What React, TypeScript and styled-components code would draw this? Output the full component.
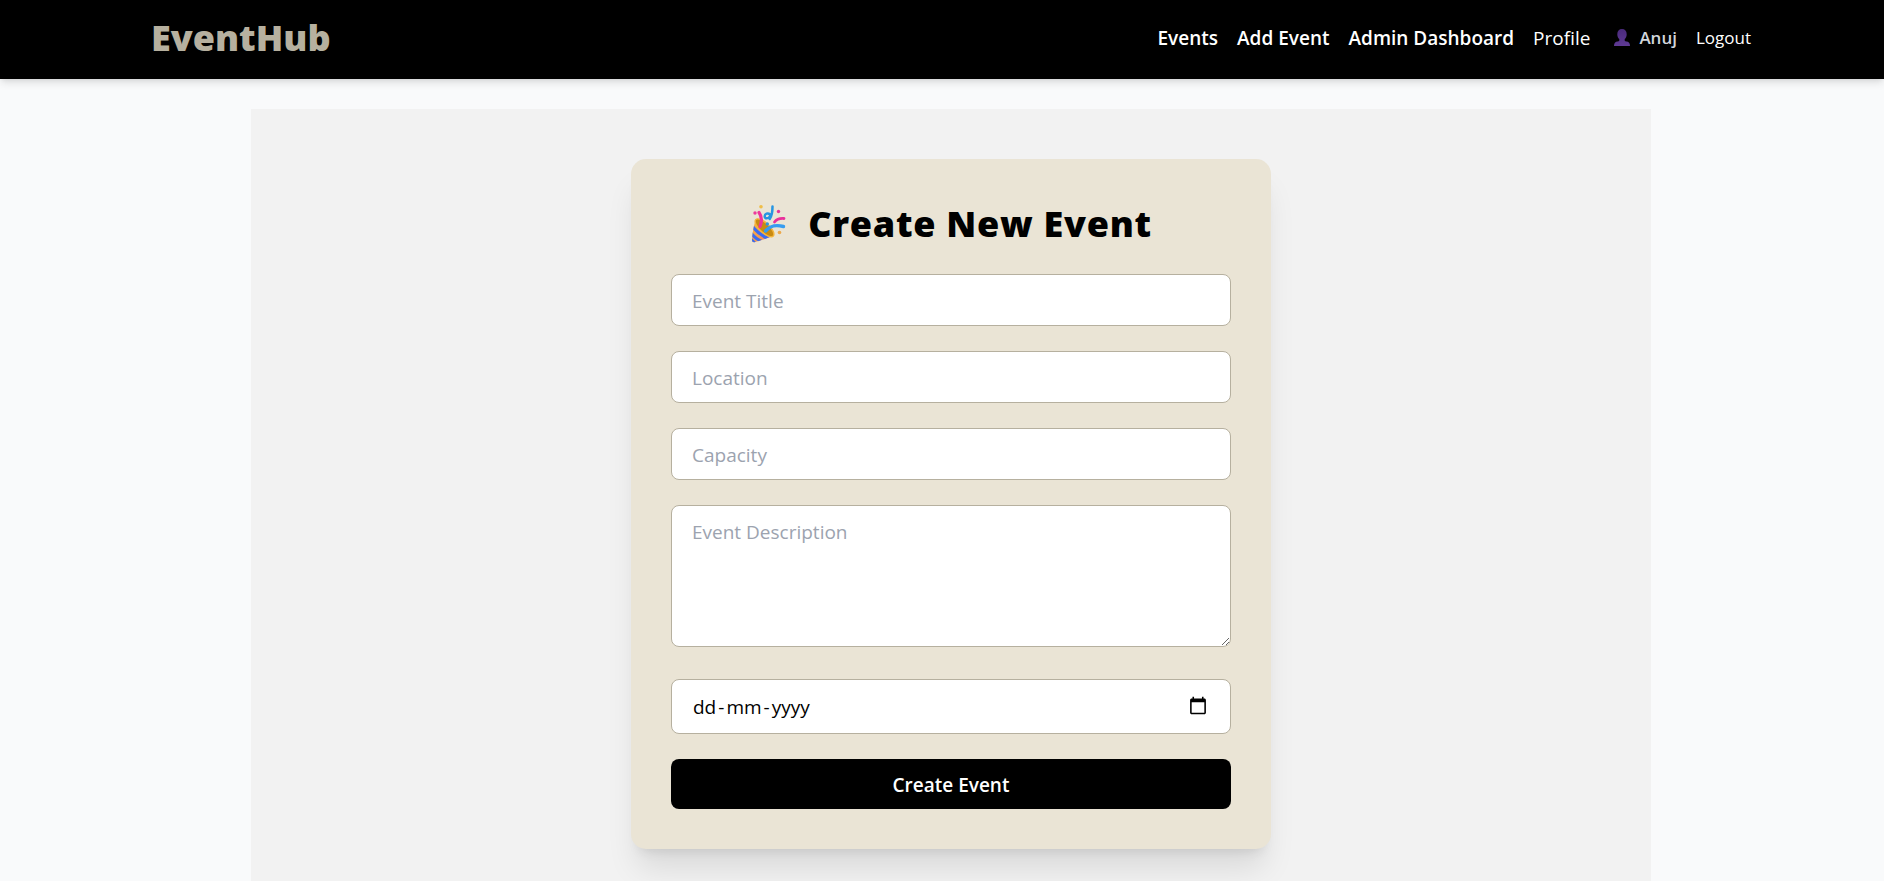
import React, { useState } from "react";
import styled, { createGlobalStyle } from "styled-components";

const GlobalStyle = createGlobalStyle`
  *, *::before, *::after { box-sizing: border-box; }
  html { overflow-x: hidden; }
  body {
    margin: 0;
    background: #f9fafb;
    color: #000;
    font-family: "Segoe UI", "Open Sans", "Noto Sans", sans-serif;
    font-size: 19px;
    line-height: 30px;
  }
  button, input, textarea { font: inherit; color: inherit; }
  h1 { margin: 0; }
`;

const Page = styled.div`
  min-height: 100vh;
  display: flex;
  flex-direction: column;
  gap: 30px;
`;

const Header = styled.header`
  background: #000;
  padding-left: 18px;
  box-shadow: 0 5px 8px -1px rgba(0, 0, 0, 0.1), 0 2px 5px -2px rgba(0, 0, 0, 0.1);
`;

const HeaderInner = styled.div`
  max-width: 1600px;
  height: 79px;
  margin: 0 auto;
  padding-bottom: 3px;
  display: flex;
  align-items: center;
  justify-content: space-between;
`;

const Logo = styled.a`
  color: #b6b09f;
  font-size: 36px;
  font-weight: 800;
  line-height: 40px;
  text-decoration: none;
`;

const Nav = styled.nav`
  display: flex;
  align-items: center;
  gap: 19px;
`;

const NavLink = styled.a<{ $strong?: boolean }>`
  color: #fff;
  font-weight: ${(p) => (p.$strong ? 600 : 400)};
  text-decoration: none;
`;

const User = styled.span`
  display: flex;
  align-items: center;
  gap: 8px;
  padding-left: 4px;
  color: #d1d5db;
  font-size: 17px;
  font-weight: 600;
`;

const LogoutButton = styled.button`
  border: 0;
  padding: 0;
  background: none;
  color: #fff;
  font-size: 17px;
  cursor: pointer;
`;

const Main = styled.main`
  flex: 1;
  display: flex;
  justify-content: center;
  padding-left: 18px;
`;

const Panel = styled.section`
  width: 100%;
  max-width: 1400px;
  padding: 50px 20px 32px;
  background: #f2f2f2;
`;

const Card = styled.form`
  max-width: 640px;
  margin: 0 auto;
  padding: 40px;
  display: flex;
  flex-direction: column;
  gap: 25px;
  background: #eae4d5;
  border-radius: 15px;
  box-shadow: 0 25px 31px -6px rgba(0, 0, 0, 0.1), 0 10px 12px -8px rgba(0, 0, 0, 0.1);
`;

const Title = styled.h1`
  display: flex;
  align-items: center;
  justify-content: center;
  gap: 20px;
  height: 50px;
  font-size: 36px;
  font-weight: 800;
  letter-spacing: 0.02em;
`;

const Field = styled.label`
  position: relative;
  display: block;
`;

const Control = styled.input`
  display: block;
  width: 100%;
  height: 52px;
  padding: 11px 20px 9px;
  border: 1px solid #b6b09f;
  border-radius: 8px;
  background: #fff;
  outline: none;
  &::placeholder { color: #9ca3af; opacity: 1; }
`;

const DateControl = styled(Control)<{ $empty: boolean }>`
  height: 55px;
  padding: 10px 20px 12px;
  &::-webkit-datetime-edit { opacity: ${(p) => (p.$empty ? 0 : 1)}; }
  &::-webkit-calendar-picker-indicator { width: 20px; height: 20px; }
`;

const DateHint = styled.span`
  position: absolute;
  left: 22px;
  top: 13px;
  display: flex;
  gap: 2px;
  pointer-events: none;
`;

const TextArea = styled(Control)`
  height: 142px;
  margin-bottom: 7px;
  resize: vertical;
`;

const Submit = styled.button`
  height: 50px;
  border: 0;
  border-radius: 8px;
  padding: 2px 20px 0;
  background: #000;
  color: #fff;
  font-weight: 600;
  cursor: pointer;
`;

const UserIcon = () => (
  <svg width="18" height="20" viewBox="0 0 18 20" aria-hidden="true">
    <defs>
      <linearGradient id="user" x1="0" y1="0" x2="0" y2="1">
        <stop offset="0" stopColor="#4a2a7c" />
        <stop offset="1" stopColor="#5f3a94" />
      </linearGradient>
    </defs>
    <path
      fill="url(#user)"
      d="M9 1C6 1 4.300 3 4.300 6.200c0 2 .7 3.800 2 4.900v1.300c-.2.700-1 .9-2.300 1.200C2 14.100 1 15.300 1 18h16c0-2.700-1-3.900-3-4.400-1.300-.3-2.100-.5-2.300-1.200v-1.300c1.300-1.100 2-2.900 2-4.900C13.700 3 12 1 9 1z"
    />
  </svg>
);

const PartyIcon = () => (
  <svg width="38" height="40" viewBox="0 0 38 40" fill="none" strokeLinecap="round" aria-hidden="true">
    <defs>
      <linearGradient id="cone" x1="3" y1="18" x2="20" y2="34" gradientUnits="userSpaceOnUse">
        <stop offset="0" stopColor="#f9b33c" />
        <stop offset="1" stopColor="#f58a5b" />
      </linearGradient>
      <clipPath id="coneClip">
        <path d="M5.500 16.500C3.500 22 2.300 31 2 36c0 1.700 1 2.500 2.600 2.200C10 37 18 34 23.500 31.500z" />
      </clipPath>
    </defs>
    <g clipPath="url(#coneClip)">
      <rect width="38" height="40" fill="url(#cone)" />
      <path d="M1 20.500c4 6 10 11 18 14.500M0 27.500c3 5 7 8 13 10.500M0 34.500l5 5" stroke="#3b6cf0" strokeWidth="3.200" />
    </g>
    <ellipse cx="14.500" cy="23.800" rx="4.800" ry="12" transform="rotate(-47 14.500 23.800)" fill="#c88a12" stroke="#f3b53c" strokeWidth="1.400" />
    <path d="M9 8.500c3 4 3.200 8.500 1 14" stroke="#f0349a" strokeWidth="3.200" />
    <path d="M22.500 2.500c0 5-1 10-2.800 12.500M20 10.500c-2.200-2.200-5.300-.7-5.300 1.700 0 3 3.700 2.600 5 .3" stroke="#2795e2" strokeWidth="2.500" />
    <path d="M24.500 18c2.500-3.300 5.500-3.800 9.500-3.500" stroke="#e9309b" strokeWidth="2.800" />
    <path d="M15.500 27c5-5.500 10-6.500 18-4.500" stroke="#369cf0" strokeWidth="3.400" />
    <circle cx="11" cy="2.800" r="1.800" fill="#efbd47" />
    <circle cx="5" cy="9" r="1.700" fill="#ed3b9c" />
    <circle cx="28.500" cy="7.500" r="1.700" fill="#e3329b" />
    <circle cx="17.300" cy="20" r="1.700" fill="#2e96dc" />
    <circle cx="29.500" cy="28.500" r="1.800" fill="#eda94b" />
  </svg>
);

export default function App() {
  const [date, setDate] = useState("");
  return (
    <>
      <GlobalStyle />
      <Page>
        <Header>
          <HeaderInner>
            <Logo href="#">EventHub</Logo>
            <Nav>
              <NavLink href="#events" $strong>Events</NavLink>
              <NavLink href="#add" $strong>Add Event</NavLink>
              <NavLink href="#admin" $strong>Admin Dashboard</NavLink>
              <NavLink href="#profile">Profile</NavLink>
              <User><UserIcon />Anuj</User>
              <LogoutButton type="button">Logout</LogoutButton>
            </Nav>
          </HeaderInner>
        </Header>
        <Main>
          <Panel>
            <Card onSubmit={(e: React.FormEvent) => e.preventDefault()}>
              <Title><PartyIcon />Create New Event</Title>
              <Field><Control type="text" aria-label="Event Title" placeholder="Event Title" /></Field>
              <Field><Control type="text" aria-label="Location" placeholder="Location" /></Field>
              <Field><Control type="number" aria-label="Capacity" placeholder="Capacity" /></Field>
              <Field><TextArea as="textarea" aria-label="Event Description" placeholder="Event Description" /></Field>
              <Field>
                <DateControl
                  type="date"
                  aria-label="Event Date"
                  value={date}
                  $empty={!date}
                  onChange={(e: React.ChangeEvent<HTMLInputElement>) => setDate(e.target.value)}
                />
                {!date && (
                  <DateHint aria-hidden="true">
                    <span>dd</span><span>-</span><span>mm</span><span>-</span><span>yyyy</span>
                  </DateHint>
                )}
              </Field>
              <Submit type="submit">Create Event</Submit>
            </Card>
          </Panel>
        </Main>
      </Page>
    </>
  );
}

# WHAT THIS TASK INVOLVES
Sift the material for lines with the string "components". Copy each one found.

# ANSWER BELOW
What React, TypeScript and styled-components code would draw this? Output the full component.
import styled, { createGlobalStyle } from "styled-components";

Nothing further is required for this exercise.